Ces petits jeux en apparence anodins sont « arrangés », m’a expliqué Sylvie Bastien. Par des moyens détournés, les clowns font bouger les enfants, leur enseignent à vaincre l’anxiété ou la tristesse, à résoudre des conflits, à trouver des solutions… « La mission que j’ai donné aux clowns aujourd’hui, c’est de créer une réaction, de faire sortir mes élèves de leur bulle », me dit Mme Bastien.
Et ça marche.
Le petit Isaac se met à danser sur sa chanson préférée, un tube des années 1970 qui sonne pourtant très contemporain. Jugez par vous-mêmes : « Monsieur Bong, Bong vient de Hong Kong, il nous fait un beau cadeau : la grippe qui cogne. Chez nous, on l’a eu, on n’en veut plus… »
Sur l’écran, les deux clowns improvisent une chanson pour Loriane avec des bong, bong. Miracle, la petite se lève de sa chaise roulante pour danser.
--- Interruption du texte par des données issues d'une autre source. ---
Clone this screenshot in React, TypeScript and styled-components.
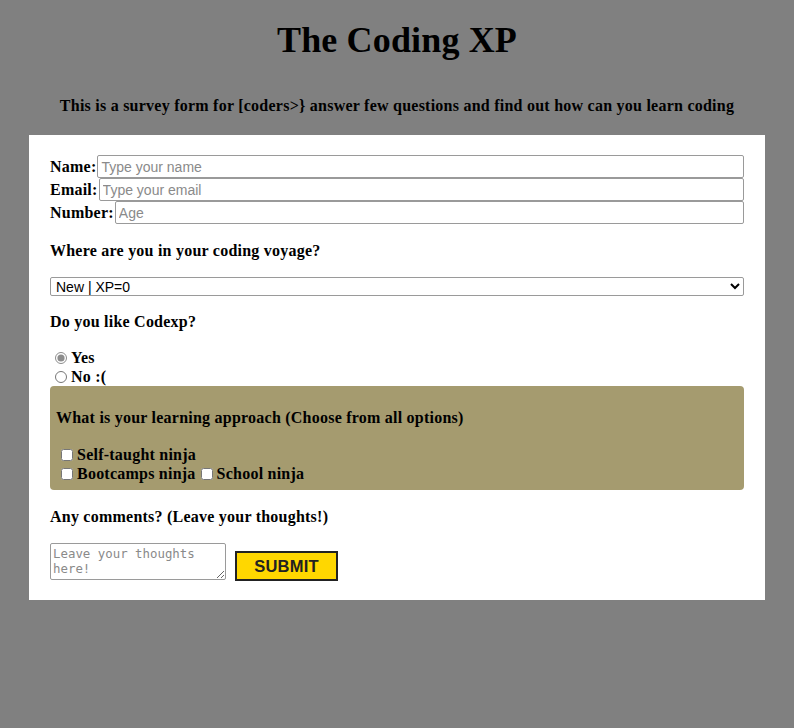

Non loin, Gabriel jette des regards furtifs à l’écran en souriant. « C’est le signe qu’il est présent à 100 %, qu’il apprécie ce qui se passe », me glisse Sylvie Bastien.
Pour finir, la Dre Pecadille donne une mission à Anthony : enregistrer un message pour son copain Loïc, absent cette journée-là. Pendant qu’Anthony enregistre, la clown entonne d’une fort jolie voix : « Loïc, Loïc, tu n’étais pas là, mais on t’envoie de gros bisous d’amour… »
Ça s’est terminé là-dessus.
Sylvie Bastien était satisfaite. « L’objectif est atteint, il y a eu beaucoup de réactions, ça a détendu tout le monde, enfants comme adultes… »
De fait, c’était un pur moment de rire et de bonheur.
En temps de pandémie, c’est précieux.